We'll compute these running times for both the original scenario of two trillion keys per second, and the enhanced scenario, which can test 100 times as many keys.
how_long(2.0e12,40)
print
how_long(2.0e12,56)
print
how_long(2.0e12,88)
print
how_long(2.0e12,128)
print
print
how_long(2.0e14,40)
print
how_long(2.0e14,56)
print
how_long(2.0e14,88)
print
how_long(2.0e14,128)
There is a sharp divide in feasibility between 56 bits and 88 bits. The hundred-fold speedup in technology did not change this at all. (Nor would a hundred-fold slowdown.) That is the point of the problem.
Problem 2. If you know so much as a single plaintext character in the Caesar cipher then you immediately deduce the key from the corresponding ciphertext character. This observation applies to a chosen-plaintext attack as well: just ask for the encryption of 'a'.
For the Vigenere cipher, knowing a single plaintext character, is only a little help; you can launch the same attack as in the ciphertext-only case, and will have just slightly less work to do. But if you get r contiguous plaintext characters where r is the length of the key or more, than the whole key is revealed and the message decrypted. For a chosen plaintext attack, you can ask for the encryption of "AAAAAAAAAA". Since keys are assumed to be no more than ten characters long, this will reveal the entire key.

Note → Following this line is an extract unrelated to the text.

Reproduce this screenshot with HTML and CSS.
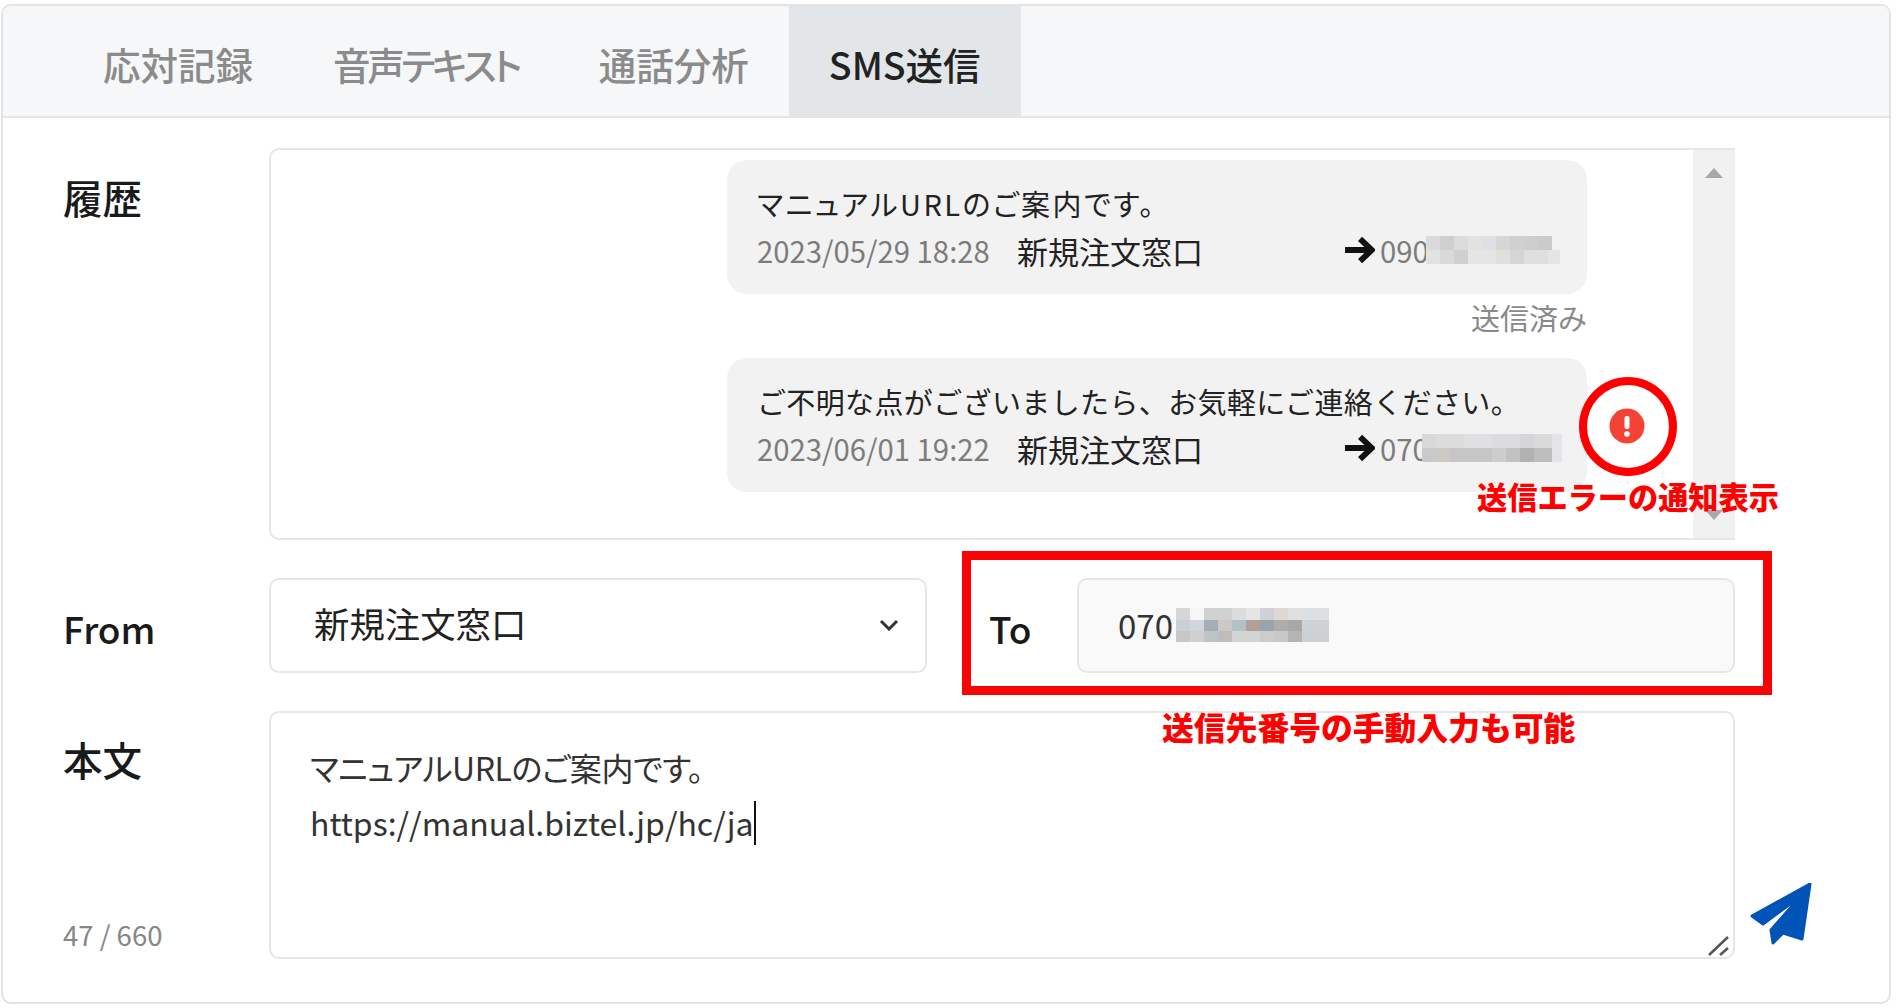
FILE: index.html
```html
<!DOCTYPE html>
<html lang="ja">
<head>
<meta charset="utf-8">
<title>SMS送信</title>
<link rel="stylesheet" href="styles.css">
</head>
<body>
<div class="card">
  <nav class="tabs">
    <div class="tab">応対記録</div>
    <div class="tab tab-narrow">音声テキスト</div>
    <div class="tab">通話分析</div>
    <div class="tab tab-active">SMS送信</div>
  </nav>
  <main class="form">
    <div class="label label-history">履歴</div>
    <section class="history">
      <div class="messages">
        <article class="bubble">
          <p class="msg msg-tight">マニュアルURLのご案内です。</p>
          <div class="meta">
            <span class="date">2023/05/29 18:28</span>
            <span class="sender">新規注文窓口</span>
            <svg class="arrow" viewBox="0 0 29 26"><path d="M1 13H25M15 2.5 26 13 15 23.5"/></svg>
            <span class="num">090</span><span class="mosaic mosaic-a"></span>
          </div>
        </article>
        <div class="status">送信済み</div>
        <article class="bubble">
          <p class="msg msg-wide">ご不明な点がございましたら、お気軽にご連絡ください。</p>
          <div class="meta">
            <span class="date">2023/06/01 19:22</span>
            <span class="sender">新規注文窓口</span>
            <svg class="arrow" viewBox="0 0 29 26"><path d="M1 13H25M15 2.5 26 13 15 23.5"/></svg>
            <span class="num num-b">070</span><span class="mosaic mosaic-b"></span>
          </div>
          <svg class="error-icon" viewBox="0 0 36 36"><circle cx="18" cy="18" r="17.5" fill="#f44336"/><rect x="15.5" y="8" width="5" height="13" rx="2" fill="#fff"/><circle cx="18" cy="26" r="2.8" fill="#fff"/></svg>
        </article>
      </div>
      <div class="scrollbar">
        <span class="tri tri-up"></span>
        <span class="tri tri-down"></span>
      </div>
    </section>
    <div></div>

    <div class="label label-from">From</div>
    <div class="address">
      <div class="select">
        <span>新規注文窓口</span>
        <svg class="chevron" viewBox="0 0 20 12"><path d="M2 2 10 10 18 2"/></svg>
      </div>
      <div class="label label-to">To</div>
      <div class="to-input">
        <span>070</span><span class="mosaic mosaic-c"></span>
      </div>
    </div>
    <div></div>

    <div class="label-body">
      <div class="label">本文</div>
      <div class="count">47 / 660</div>
    </div>
    <div class="editor">
      <div class="editor-line editor-tight">マニュアルURLのご案内です。</div>
      <div class="editor-line">https://manual.biztel.jp/hc/ja<span class="caret"></span></div>
      <svg class="resizer" viewBox="0 0 22 20"><path d="M1 19 20 1M12 19 20 12"/></svg>
    </div>
    <div class="send">
      <svg class="plane" viewBox="0 0 62 62"><path d="M60 1 2 33 13 41 51 13 21 47 23 60 33 50 52 56Z"/></svg>
    </div>
  </main>

  <div class="note-ring"></div>
  <div class="note note-error">送信エラーの通知表示</div>
  <div class="note-box"></div>
  <div class="note note-to">送信先番号の手動入力も可能</div>
</div>
</body>
</html>
```

FILE: styles.css
```css
* { box-sizing: border-box; }

html, body { margin: 0; height: 100%; background: #fff; }

body {
  padding: 4px 5px 4px 1px;
  font-family: "Noto Sans CJK JP", "Noto Sans", sans-serif;
  font-feature-settings: "palt";
  color: #222;
}

.card {
  position: relative;
  height: 1000px;
  border: 2px solid #e3e3e3;
  border-radius: 10px;
  overflow: hidden;
}

.tabs {
  display: flex;
  height: 112px;
  padding-left: 60px;
  background: #f6f7f9;
  border-bottom: 2px solid #e4e6e8;
}

.tab {
  display: flex;
  align-items: center;
  padding: 4px 40px 0;
  font-size: 37.5px;
  font-weight: 500;
  color: #8b8b8b;
  white-space: nowrap;
}

.tab-narrow { letter-spacing: -3.3px; }

.tab-active {
  background: #e2e6e9;
  color: #222;
}

.form {
  display: grid;
  grid-template-columns: 206px 1466px 1fr;
  grid-template-rows: 392px 95px 248px;
  row-gap: 38px;
  padding: 30px 0 0 60px;
}

.label {
  font-size: 39.5px;
  font-weight: 500;
  line-height: 48px;
  color: #1a1a1a;
}

.label-history { padding-top: 25px; }
.label-from { align-self: center; padding-top: 5px; font-size: 37px; }
.label-to { padding-top: 5px; font-size: 37px; }

.history {
  display: flex;
  border: 2px solid #e6e6e6;
  border-right: 0;
  border-radius: 10px 0 0 10px;
}

.messages {
  flex: 1;
  display: flex;
  flex-direction: column;
  align-items: flex-end;
  padding: 10px 106px 0 0;
}

.bubble {
  position: relative;
  width: 860px;
  height: 134px;
  padding: 22px 30px 0;
  border-radius: 20px;
  background: #f2f2f2;
}

.msg {
  margin: 0;
  font-size: 29px;
  font-feature-settings: normal;
  line-height: 42px;
  color: #222;
  white-space: nowrap;
}

.msg-tight {
  font-feature-settings: "palt";
  letter-spacing: 2.5px;
}

.msg-wide { letter-spacing: 0.37px; }

.meta {
  display: flex;
  align-items: center;
  height: 40px;
  margin-top: 6px;
  font-size: 29.3px;
}

.date { width: 260px; color: #7c7c7c; }
.sender { flex: 1; font-size: 31px; color: #222; }
.num { width: 46px; color: #7c7c7c; }
.num-b { width: 42px; }

.arrow {
  width: 31px;
  height: 28px;
  margin-right: 5px;
  fill: none;
  stroke: #111;
  stroke-width: 5.5;
}

.mosaic { display: block; flex: none; background-repeat: no-repeat; }

.mosaic-a {
  width: 134px;
  height: 28px;
  margin-right: -3px;
  background-image:
    linear-gradient(90deg, #dadada 0 14px, #d0cfcf 14px 28px, #dcdcdc 28px 42px, #e3e2df 42px 56px, #dde0e5 56px 70px, #d6d6d6 70px 84px, #d0d0d0 84px 98px, #cecece 98px 112px, #cbcbcb 112px 126px, #f2f2f2 126px),
    linear-gradient(90deg, #e2e2e2 0 14px, #d9d9d9 14px 28px, #cfcfcf 28px 42px, #e5e5e3 42px 70px, #dfdfdd 70px 84px, #d3d5d8 84px 98px, #dfdfdf 98px 122px, #e3e5e9 122px);
  background-size: 100% 14px;
  background-position: 0 0, 0 14px;
}

.mosaic-b {
  width: 140px;
  height: 28px;
  margin-right: -5px;
  background-image:
    linear-gradient(90deg, #d8d8d8 0 14px, #dcdcdc 14px 42px, #e0e0e2 42px 70px, #dcdcdf 70px 98px, #d6d6d8 98px 112px, #dadada 112px 130px, #e3e5e9 130px),
    linear-gradient(90deg, #c9c9c9 0 14px, #cdcac6 14px 28px, #c6c6c6 28px 70px, #cdcdcd 70px 84px, #c2c2c2 84px 98px, #b2b2b2 98px 112px, #bebebe 112px 130px, #e3e5e9 130px);
  background-size: 100% 14px;
  background-position: 0 0, 0 14px;
}

.mosaic-c {
  width: 153px;
  height: 34px;
  margin-left: 3px;
  background-image:
    linear-gradient(90deg, #d6d6d6 0 14px, #f6f6f6 14px 28px, #d0d2d2 28px 56px, #dcdcdc 56px 70px, #e4e6e6 70px 84px, #d0d0d6 84px 98px, #ded8d2 98px 112px, #e0e0e0 112px 126px, #dde0e3 126px),
    linear-gradient(90deg, #ccd0d6 0 14px, #d2d6dc 14px 28px, #a5adb5 28px 42px, #cec8c4 42px 56px, #b4c0c6 56px 70px, #b0a098 70px 84px, #9aa4aa 84px 98px, #b0aca8 98px 112px, #a8a8a8 112px 126px, #cfd3d6 126px),
    linear-gradient(90deg, #c8c8c8 0 14px, #d0d0d0 14px 28px, #bcc4c8 28px 42px, #c0bcb8 42px 56px, #d2d4d6 56px 84px, #cccccc 84px 98px, #c8c8c8 98px 112px, #b4b4b4 112px 126px, #cdd1d3 126px);
  background-size: 100% 12px;
  background-position: 0 0, 0 11px, 0 22px;
}

.status {
  width: 100%;
  height: 64px;
  padding-top: 1px;
  text-align: right;
  font-size: 29px;
  font-feature-settings: normal;
  line-height: 44px;
  color: #8a8a8a;
}

.error-icon {
  position: absolute;
  top: 50px;
  left: 882px;
  width: 36px;
  height: 36px;
}

.scrollbar {
  display: flex;
  flex-direction: column;
  justify-content: space-between;
  align-items: center;
  width: 42px;
  padding: 18px 0;
  background: #f1f1f1;
}

.tri { width: 0; height: 0; border-left: 9px solid transparent; border-right: 9px solid transparent; }
.tri-up { border-bottom: 10px solid #a8a8a8; }
.tri-down { border-top: 10px solid #a8a8a8; }

.address { display: flex; }

.select {
  display: flex;
  align-items: center;
  justify-content: space-between;
  width: 658px;
  padding: 0 26px 6px 43px;
  border: 2px solid #e6e6e6;
  border-radius: 10px;
  font-size: 35.4px;
  color: #222;
}

.chevron { width: 20px; height: 12px; margin-top: 5px; fill: none; stroke: #333; stroke-width: 3; }

.label-to { align-self: center; width: 88px; margin-left: 62px; }

.to-input {
  display: flex;
  align-items: center;
  width: 658px;
  padding: 0 0 2px 39px;
  border: 2px solid #e6e6e6;
  border-radius: 10px;
  background: #f9f9f9;
  font-size: 33px;
  color: #333;
}

.label-body {
  display: flex;
  flex-direction: column;
  justify-content: space-between;
  padding: 24px 0 7px;
}

.count { font-size: 27.5px; line-height: 36px; color: #868686; }

.editor {
  position: relative;
  padding: 27px 39px;
  border: 2px solid #e6e6e6;
  border-radius: 10px;
  font-size: 32px;
  line-height: 55px;
  color: #333;
}

.editor-line { white-space: nowrap; }
.editor-tight { letter-spacing: -0.4px; }

.caret {
  display: inline-block;
  width: 2px;
  height: 44px;
  margin-left: 1px;
  vertical-align: -9px;
  background: #111;
}

.resizer {
  position: absolute;
  right: 3px;
  bottom: 1px;
  width: 22px;
  height: 20px;
  fill: none;
  stroke: #555;
  stroke-width: 2.5;
}

.send { display: flex; align-items: flex-end; padding: 0 0 14px 15px; }

.plane {
  width: 62px;
  height: 62px;
  fill: #0054b8;
  stroke: #0054b8;
  stroke-width: 3;
  stroke-linejoin: round;
}

.note {
  position: absolute;
  font-weight: 900;
  font-feature-settings: normal;
  line-height: 40px;
  color: #f00;
  white-space: nowrap;
}

.note-error { left: 1474px; top: 470px; font-size: 30.2px; }
.note-to { left: 1159px; top: 700px; font-size: 31.8px; }

.note-ring {
  position: absolute;
  left: 1576px;
  top: 371px;
  width: 98px;
  height: 99px;
  border: 8px solid #f00;
  border-radius: 50%;
}

.note-box {
  position: absolute;
  left: 959px;
  top: 545px;
  width: 810px;
  height: 144px;
  border: 9px solid #f80404;
}
```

For the monoalphabetic substitution cipher, if just a small number of plaintext characters are known and they are the encryptions of rare letters, you get only a marginal advantage. For instance, you might be given that a particular letter is the encryption of the only 'Z' in the plaintext (a `Q' would be more helpful!) It is more help if the known plaintext consists of common letters. A chosen-plaintext attack completely breaks the cipher if you are able to request the encryption of 25 different letters. If you are only able to choose a few letters, ask for the encryptions of the most common ones: EATOIN.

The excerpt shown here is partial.